Adeira Tasharo (talk) (more interested in individual drops (of containers) to establish ranges and patterns, still interested in aggregate/average data)
The {{SDRH}}, {{SDRL}}, and {{SDRF}} templates are designed to provide a standard format for inputting and displaying drop rate data. These templates will generate line totals, grand totals, and percentages automatically. This removes the burden of users manually calculating the percentages or using excel sheets. Keep in mind the wiki is not designed to be a pseudo-spreadsheet, so issues may arise with what parameters are passed and how the numbers are calculated.

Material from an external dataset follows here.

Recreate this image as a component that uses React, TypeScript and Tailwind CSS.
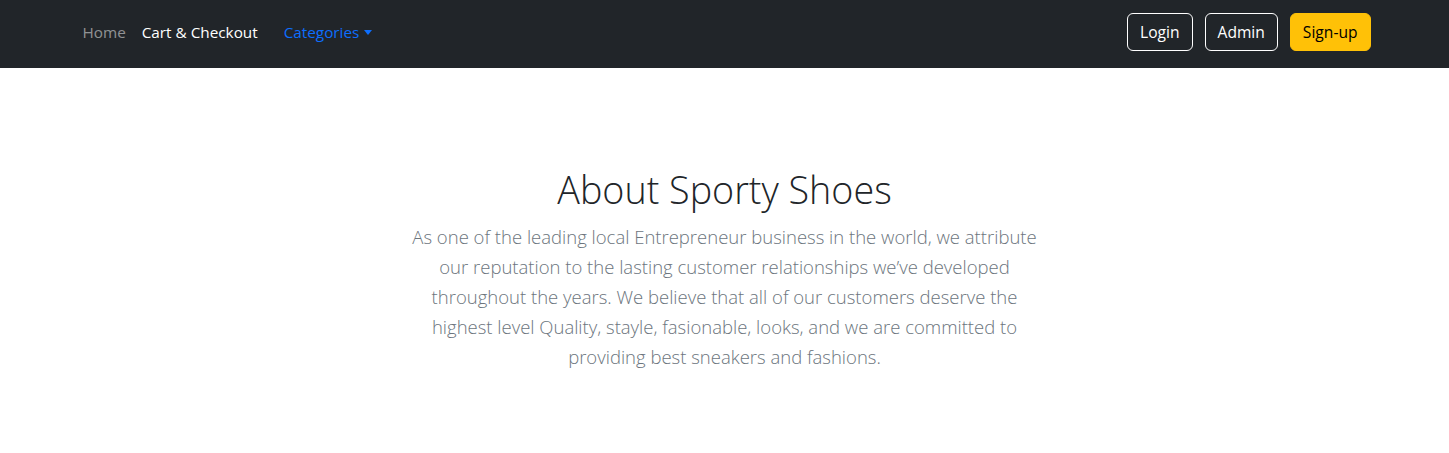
import { useState } from "react";

const links = [
  { id: "home", label: "Home", muted: true },
  { id: "cart", label: "Cart & Checkout", muted: false },
];

function Navbar() {
  const [open, setOpen] = useState(false);

  return (
    <header className="bg-[#212529] h-[68px] w-full">
      <div className="max-w-[1320px] mx-auto px-3 pb-1 h-full flex items-center justify-between">
        <nav className="flex items-center -ml-0.5 text-[15.3px]">
          {links.map((link) => (
            <a
              key={link.id}
              href="#"
              className={`px-2 py-2 leading-6 ${link.muted ? "text-white/50" : "text-white"}`}
            >
              {link.label}
            </a>
          ))}
          <button
            className="ml-2.5 px-2 py-2 leading-6 text-[#0d6efd] flex items-center"
            onClick={() => setOpen(!open)}
          >
            Categories
            <span className="ml-[5px] inline-block w-0 h-0 border-x-[4.5px] border-x-transparent border-t-[5px] border-t-[#0d6efd]" />
          </button>
        </nav>

        <div className="flex items-center gap-3 mr-0.5 text-[15.6px]">
          <button className="h-[38px] px-3 rounded-md border border-white text-white leading-6">
            Login
          </button>
          <button className="h-[38px] px-3 rounded-md border border-white text-white leading-6">
            Admin
          </button>
          <button className="h-[38px] px-3 rounded-md border border-[#ffc107] bg-[#ffc107] text-black leading-6">
            Sign-up
          </button>
        </div>
      </div>
    </header>
  );
}

export default function App() {
  return (
    <div className="min-h-[453px] bg-white font-['Open_Sans',sans-serif] text-base">
      <Navbar />
      <section className="pt-[98px] text-center">
        <h1 className="text-[37.7px] leading-[48px] font-light text-[#212529] mb-2">
          About Sporty Shoes
        </h1>
        <p className="max-w-[636px] mx-auto text-[18.5px] leading-[30px] font-light text-[#6c757d]">
          As one of the leading local Entrepreneur business in the world, we attribute our
          reputation to the lasting customer relationships we’ve developed throughout the
          years. We believe that all of our customers deserve the highest level Quality,
          stayle, fasionable, looks, and we are committed to providing best sneakers and
          fashions.
        </p>
      </section>
    </div>
  );
}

In some cases, this template is not suitable for research, such as coin amount received from rewards or how an item varies in the amount received. Users will need to create separate tables and topics to address these subjects.
Drop mechanics
Most items that dropped are determined by loot tables and drop percentages rather than simply having a fixed drop rate. Some item packages use more than one loot table to determine what you get from opening them. Whenever you open a Wintersday Mystery Box, it randomly drops items selected from 2 tables, each having specific items and their own drop rates.[1]
Spading techniques
Farm a specific mob, meaning the same mob name & same level (note: some mobs in a single area may have different levels). Record what your level is, what your effective level is, where the mob is located, how many of that mob you've killed, what drops, and how many of each item drops. Things such as armor, weapons, and dye can be ignored as they have a random chance of dropping on all mobs I believe. It would also be wise to have 0% magic find, as it may skew the data.
Level Scaling
One of the things we first need to determine is if your level changes the drop rate for a mob.
Watch out for people recording things like receiving "25" in the 25x Drop of Glue from opening 1 gift when they should be logging it as "1" in the 25x Drop of Glue column.